Dans une optique plus moderne, la bibliométrie a comme objet d’étude l’interaction entre personnes (auteurs, lecteurs, etc.) et documents (articles, livres, rapports, etc.). Elle implique l’observation, la classification et le comptage de toutes ces actions (soumission des manuscrits, relecture, édition / publication, accès et téléchargement, achat, lecture, citation, commentaires, etc.) (Furner, 2014).

Selon Donthu et collab. (2021), « l’analyse bibliométrique est utile pour déchiffrer et cartographier l’accumulation des connaissances scientifiques et l’évolution des différentes disciplines traditionnelles, en donnant un sens à de grands volumes de données non structurées » (traduction libre). Cette définition fait ressortir deux caractéristiques essentielles de la bibliométrie : premièrement, elle s’applique, comme toute autre méthode statistique, à des grands ensembles de données, représentatifs de la dynamique des sciences ; deuxièmement, la bibliométrie implique des aptitudes d’analyse et un choix judicieux d’outils de visualisation.

La bibliométrie évaluative, quant à elle, se définit comme l’intersection de deux champs distincts : bibliométrie et évaluation de la recherche. La mission de ce champ hybride est de fournir les critères (les techniques) pour bâtir des classements qui permettront, à leur tour, de justifier la distribution des ressources ou récompenses aux auteurs qui ont contribué à ce classement ou aux établissements auxquels ces auteurs sont affiliés. Les gestionnaires d’universités s’y remettent pour décider des embauches et des promotions, tandis que les organismes subventionnaires en prennent fondement dans la distribution des fonds aux départements, programmes ou projets de recherche les plus prometteurs.

L’évaluation de la recherche est elle-même un sous-domaine de l’évaluation, discipline distincte qui s’intéresse aux variables (qualités, attributs), ainsi qu’aux méthodes de normalisation et d’opérationnalisation de ces variables, de manière à ce qu’elles puissent être utilisées pour faire des comparaisons entre les mesures prises dans des contextes différents, à des périodes différentes (Furner, 2014).
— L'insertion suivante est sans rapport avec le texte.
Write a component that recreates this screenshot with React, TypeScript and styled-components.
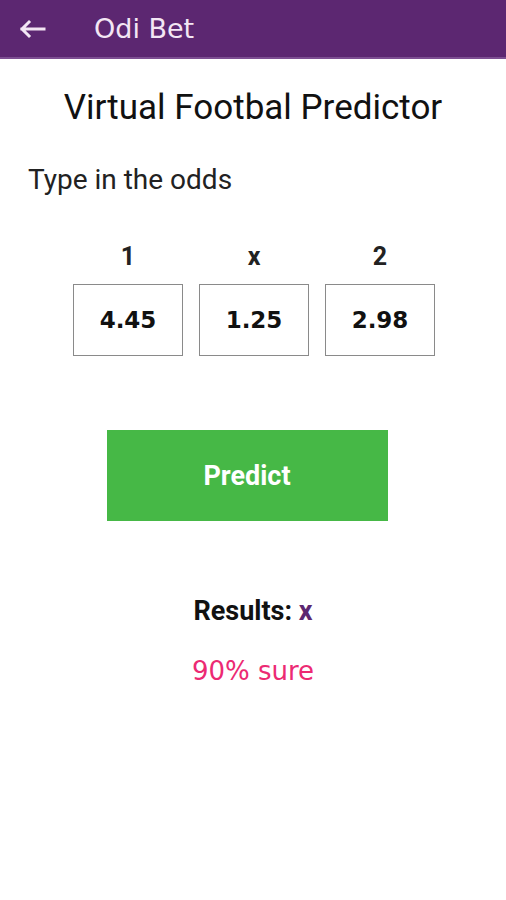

Van Leeuwen (2005) définit la bibliométrie évaluative ou la micro-évaluation en opposition avec la bibliométrie descriptive, cette dernière étant initiée par une administration nationale avec pour dessein de soupeser l’avancement de la recherche du pays respectif dans une perspective comparative, internationale. La bibliométrie descriptive, synonyme de macro-bibliométrie, ne s’appliquerait pas aux petites entités (universités, groupes de recherche, départements, etc.), car son niveau d’agrégation de données est trop général pour être prêté à une micro-évaluation.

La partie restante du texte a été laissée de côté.